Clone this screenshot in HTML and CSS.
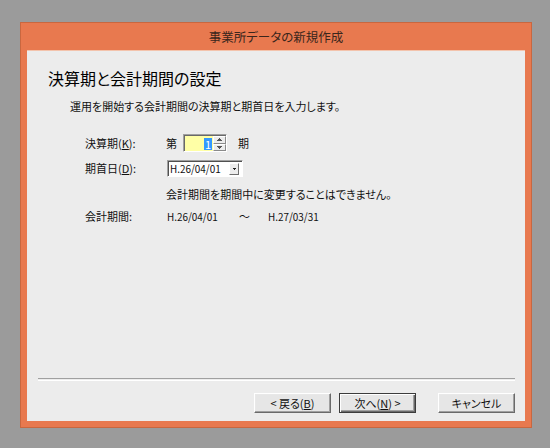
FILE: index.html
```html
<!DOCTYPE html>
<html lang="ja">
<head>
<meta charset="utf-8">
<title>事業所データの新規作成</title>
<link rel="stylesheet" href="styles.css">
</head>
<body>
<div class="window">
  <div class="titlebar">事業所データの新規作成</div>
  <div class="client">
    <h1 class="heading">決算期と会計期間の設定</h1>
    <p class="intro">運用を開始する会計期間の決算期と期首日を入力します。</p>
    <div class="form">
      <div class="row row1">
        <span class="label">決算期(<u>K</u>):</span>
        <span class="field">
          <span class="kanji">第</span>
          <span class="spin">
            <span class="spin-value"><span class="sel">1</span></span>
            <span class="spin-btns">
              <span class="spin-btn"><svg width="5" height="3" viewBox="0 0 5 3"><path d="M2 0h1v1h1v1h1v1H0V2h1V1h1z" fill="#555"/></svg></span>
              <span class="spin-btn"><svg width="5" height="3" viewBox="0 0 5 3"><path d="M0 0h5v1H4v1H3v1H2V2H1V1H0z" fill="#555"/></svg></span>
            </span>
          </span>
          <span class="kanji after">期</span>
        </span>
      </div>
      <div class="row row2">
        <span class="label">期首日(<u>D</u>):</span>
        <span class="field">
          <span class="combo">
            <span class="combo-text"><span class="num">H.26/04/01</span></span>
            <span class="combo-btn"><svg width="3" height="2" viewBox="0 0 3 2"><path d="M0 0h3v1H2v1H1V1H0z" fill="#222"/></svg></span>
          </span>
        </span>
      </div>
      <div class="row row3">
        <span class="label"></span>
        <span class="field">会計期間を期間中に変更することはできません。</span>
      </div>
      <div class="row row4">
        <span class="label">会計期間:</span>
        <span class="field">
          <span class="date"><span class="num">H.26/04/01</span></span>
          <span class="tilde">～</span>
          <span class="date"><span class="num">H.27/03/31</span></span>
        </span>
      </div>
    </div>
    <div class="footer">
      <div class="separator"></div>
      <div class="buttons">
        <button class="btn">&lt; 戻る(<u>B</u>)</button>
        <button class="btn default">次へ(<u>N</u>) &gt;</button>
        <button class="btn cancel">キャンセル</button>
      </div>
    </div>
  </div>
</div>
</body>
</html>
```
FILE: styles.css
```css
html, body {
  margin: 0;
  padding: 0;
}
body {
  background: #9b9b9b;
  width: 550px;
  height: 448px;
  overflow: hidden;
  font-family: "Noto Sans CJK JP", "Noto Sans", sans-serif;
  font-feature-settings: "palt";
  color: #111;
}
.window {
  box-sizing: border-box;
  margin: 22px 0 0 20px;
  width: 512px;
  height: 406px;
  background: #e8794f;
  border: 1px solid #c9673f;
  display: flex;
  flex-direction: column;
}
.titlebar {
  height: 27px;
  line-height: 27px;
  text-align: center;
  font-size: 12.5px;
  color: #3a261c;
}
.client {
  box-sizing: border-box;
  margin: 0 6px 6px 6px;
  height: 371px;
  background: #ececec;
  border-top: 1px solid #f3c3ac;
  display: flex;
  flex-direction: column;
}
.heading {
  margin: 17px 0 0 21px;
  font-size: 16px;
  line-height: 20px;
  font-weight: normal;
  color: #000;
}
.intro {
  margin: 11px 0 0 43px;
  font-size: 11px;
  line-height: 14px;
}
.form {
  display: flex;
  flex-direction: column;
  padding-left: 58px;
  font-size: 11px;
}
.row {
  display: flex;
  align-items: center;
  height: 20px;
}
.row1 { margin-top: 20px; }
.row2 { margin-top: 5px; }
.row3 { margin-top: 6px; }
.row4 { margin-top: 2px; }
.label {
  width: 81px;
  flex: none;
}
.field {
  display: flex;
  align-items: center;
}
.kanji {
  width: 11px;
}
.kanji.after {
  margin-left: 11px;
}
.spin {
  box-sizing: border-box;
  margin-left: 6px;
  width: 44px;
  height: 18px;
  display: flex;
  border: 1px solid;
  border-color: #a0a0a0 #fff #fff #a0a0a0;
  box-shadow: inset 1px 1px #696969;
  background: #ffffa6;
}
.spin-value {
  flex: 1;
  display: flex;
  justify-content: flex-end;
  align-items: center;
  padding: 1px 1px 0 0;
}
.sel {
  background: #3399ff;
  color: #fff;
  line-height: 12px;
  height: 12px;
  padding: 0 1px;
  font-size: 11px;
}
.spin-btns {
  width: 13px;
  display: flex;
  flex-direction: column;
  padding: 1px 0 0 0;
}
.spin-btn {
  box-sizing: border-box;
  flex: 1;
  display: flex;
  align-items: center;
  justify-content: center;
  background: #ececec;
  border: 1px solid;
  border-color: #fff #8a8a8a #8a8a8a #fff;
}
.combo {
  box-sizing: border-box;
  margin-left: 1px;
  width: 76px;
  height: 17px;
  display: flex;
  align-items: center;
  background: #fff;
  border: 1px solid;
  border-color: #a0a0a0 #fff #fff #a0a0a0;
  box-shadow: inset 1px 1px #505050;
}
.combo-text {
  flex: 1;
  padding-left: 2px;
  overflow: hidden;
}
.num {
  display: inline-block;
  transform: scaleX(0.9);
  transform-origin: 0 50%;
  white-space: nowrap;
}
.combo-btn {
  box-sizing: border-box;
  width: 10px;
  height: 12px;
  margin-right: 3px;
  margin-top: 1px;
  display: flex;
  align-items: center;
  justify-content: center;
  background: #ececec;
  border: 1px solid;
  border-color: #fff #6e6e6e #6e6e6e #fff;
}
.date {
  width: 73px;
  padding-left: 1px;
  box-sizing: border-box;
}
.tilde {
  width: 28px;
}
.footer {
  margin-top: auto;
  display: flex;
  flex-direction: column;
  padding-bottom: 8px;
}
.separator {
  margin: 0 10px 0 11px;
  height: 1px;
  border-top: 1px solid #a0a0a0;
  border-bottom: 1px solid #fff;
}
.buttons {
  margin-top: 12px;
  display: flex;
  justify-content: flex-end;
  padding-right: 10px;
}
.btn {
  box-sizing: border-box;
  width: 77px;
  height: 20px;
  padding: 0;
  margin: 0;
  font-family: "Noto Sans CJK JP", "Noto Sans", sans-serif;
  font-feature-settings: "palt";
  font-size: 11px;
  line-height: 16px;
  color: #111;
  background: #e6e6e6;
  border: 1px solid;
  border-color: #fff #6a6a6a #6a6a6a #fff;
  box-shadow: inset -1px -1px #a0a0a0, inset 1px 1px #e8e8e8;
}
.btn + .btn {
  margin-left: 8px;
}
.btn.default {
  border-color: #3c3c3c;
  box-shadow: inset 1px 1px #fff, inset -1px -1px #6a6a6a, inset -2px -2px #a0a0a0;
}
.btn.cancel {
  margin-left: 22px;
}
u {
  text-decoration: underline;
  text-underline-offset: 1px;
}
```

···

[Problem statement] Transcribe the full listing above exactly as it stands, minus the pictures.

[Result of the exercise]
Clone this screenshot in HTML and CSS.
FILE: index.html
```html
<!DOCTYPE html>
<html lang="ja">
<head>
<meta charset="utf-8">
<title>事業所データの新規作成</title>
<link rel="stylesheet" href="styles.css">
</head>
<body>
<div class="window">
  <div class="titlebar">事業所データの新規作成</div>
  <div class="client">
    <h1 class="heading">決算期と会計期間の設定</h1>
    <p class="intro">運用を開始する会計期間の決算期と期首日を入力します。</p>
    <div class="form">
      <div class="row row1">
        <span class="label">決算期(<u>K</u>):</span>
        <span class="field">
          <span class="kanji">第</span>
          <span class="spin">
            <span class="spin-value"><span class="sel">1</span></span>
            <span class="spin-btns">
              <span class="spin-btn"><svg width="5" height="3" viewBox="0 0 5 3"><path d="M2 0h1v1h1v1h1v1H0V2h1V1h1z" fill="#555"/></svg></span>
              <span class="spin-btn"><svg width="5" height="3" viewBox="0 0 5 3"><path d="M0 0h5v1H4v1H3v1H2V2H1V1H0z" fill="#555"/></svg></span>
            </span>
          </span>
          <span class="kanji after">期</span>
        </span>
      </div>
      <div class="row row2">
        <span class="label">期首日(<u>D</u>):</span>
        <span class="field">
          <span class="combo">
            <span class="combo-text"><span class="num">H.26/04/01</span></span>
            <span class="combo-btn"><svg width="3" height="2" viewBox="0 0 3 2"><path d="M0 0h3v1H2v1H1V1H0z" fill="#222"/></svg></span>
          </span>
        </span>
      </div>
      <div class="row row3">
        <span class="label"></span>
        <span class="field">会計期間を期間中に変更することはできません。</span>
      </div>
      <div class="row row4">
        <span class="label">会計期間:</span>
        <span class="field">
          <span class="date"><span class="num">H.26/04/01</span></span>
          <span class="tilde">～</span>
          <span class="date"><span class="num">H.27/03/31</span></span>
        </span>
      </div>
    </div>
    <div class="footer">
      <div class="separator"></div>
      <div class="buttons">
        <button class="btn">&lt; 戻る(<u>B</u>)</button>
        <button class="btn default">次へ(<u>N</u>) &gt;</button>
        <button class="btn cancel">キャンセル</button>
      </div>
    </div>
  </div>
</div>
</body>
</html>
```
FILE: styles.css
```css
html, body {
  margin: 0;
  padding: 0;
}
body {
  background: #9b9b9b;
  width: 550px;
  height: 448px;
  overflow: hidden;
  font-family: "Noto Sans CJK JP", "Noto Sans", sans-serif;
  font-feature-settings: "palt";
  color: #111;
}
.window {
  box-sizing: border-box;
  margin: 22px 0 0 20px;
  width: 512px;
  height: 406px;
  background: #e8794f;
  border: 1px solid #c9673f;
  display: flex;
  flex-direction: column;
}
.titlebar {
  height: 27px;
  line-height: 27px;
  text-align: center;
  font-size: 12.5px;
  color: #3a261c;
}
.client {
  box-sizing: border-box;
  margin: 0 6px 6px 6px;
  height: 371px;
  background: #ececec;
  border-top: 1px solid #f3c3ac;
  display: flex;
  flex-direction: column;
}
.heading {
  margin: 17px 0 0 21px;
  font-size: 16px;
  line-height: 20px;
  font-weight: normal;
  color: #000;
}
.intro {
  margin: 11px 0 0 43px;
  font-size: 11px;
  line-height: 14px;
}
.form {
  display: flex;
  flex-direction: column;
  padding-left: 58px;
  font-size: 11px;
}
.row {
  display: flex;
  align-items: center;
  height: 20px;
}
.row1 { margin-top: 20px; }
.row2 { margin-top: 5px; }
.row3 { margin-top: 6px; }
.row4 { margin-top: 2px; }
.label {
  width: 81px;
  flex: none;
}
.field {
  display: flex;
  align-items: center;
}
.kanji {
  width: 11px;
}
.kanji.after {
  margin-left: 11px;
}
.spin {
  box-sizing: border-box;
  margin-left: 6px;
  width: 44px;
  height: 18px;
  display: flex;
  border: 1px solid;
  border-color: #a0a0a0 #fff #fff #a0a0a0;
  box-shadow: inset 1px 1px #696969;
  background: #ffffa6;
}
.spin-value {
  flex: 1;
  display: flex;
  justify-content: flex-end;
  align-items: center;
  padding: 1px 1px 0 0;
}
.sel {
  background: #3399ff;
  color: #fff;
  line-height: 12px;
  height: 12px;
  padding: 0 1px;
  font-size: 11px;
}
.spin-btns {
  width: 13px;
  display: flex;
  flex-direction: column;
  padding: 1px 0 0 0;
}
.spin-btn {
  box-sizing: border-box;
  flex: 1;
  display: flex;
  align-items: center;
  justify-content: center;
  background: #ececec;
  border: 1px solid;
  border-color: #fff #8a8a8a #8a8a8a #fff;
}
.combo {
  box-sizing: border-box;
  margin-left: 1px;
  width: 76px;
  height: 17px;
  display: flex;
  align-items: center;
  background: #fff;
  border: 1px solid;
  border-color: #a0a0a0 #fff #fff #a0a0a0;
  box-shadow: inset 1px 1px #505050;
}
.combo-text {
  flex: 1;
  padding-left: 2px;
  overflow: hidden;
}
.num {
  display: inline-block;
  transform: scaleX(0.9);
  transform-origin: 0 50%;
  white-space: nowrap;
}
.combo-btn {
  box-sizing: border-box;
  width: 10px;
  height: 12px;
  margin-right: 3px;
  margin-top: 1px;
  display: flex;
  align-items: center;
  justify-content: center;
  background: #ececec;
  border: 1px solid;
  border-color: #fff #6e6e6e #6e6e6e #fff;
}
.date {
  width: 73px;
  padding-left: 1px;
  box-sizing: border-box;
}
.tilde {
  width: 28px;
}
.footer {
  margin-top: auto;
  display: flex;
  flex-direction: column;
  padding-bottom: 8px;
}
.separator {
  margin: 0 10px 0 11px;
  height: 1px;
  border-top: 1px solid #a0a0a0;
  border-bottom: 1px solid #fff;
}
.buttons {
  margin-top: 12px;
  display: flex;
  justify-content: flex-end;
  padding-right: 10px;
}
.btn {
  box-sizing: border-box;
  width: 77px;
  height: 20px;
  padding: 0;
  margin: 0;
  font-family: "Noto Sans CJK JP", "Noto Sans", sans-serif;
  font-feature-settings: "palt";
  font-size: 11px;
  line-height: 16px;
  color: #111;
  background: #e6e6e6;
  border: 1px solid;
  border-color: #fff #6a6a6a #6a6a6a #fff;
  box-shadow: inset -1px -1px #a0a0a0, inset 1px 1px #e8e8e8;
}
.btn + .btn {
  margin-left: 8px;
}
.btn.default {
  border-color: #3c3c3c;
  box-shadow: inset 1px 1px #fff, inset -1px -1px #6a6a6a, inset -2px -2px #a0a0a0;
}
.btn.cancel {
  margin-left: 22px;
}
u {
  text-decoration: underline;
  text-underline-offset: 1px;
}
```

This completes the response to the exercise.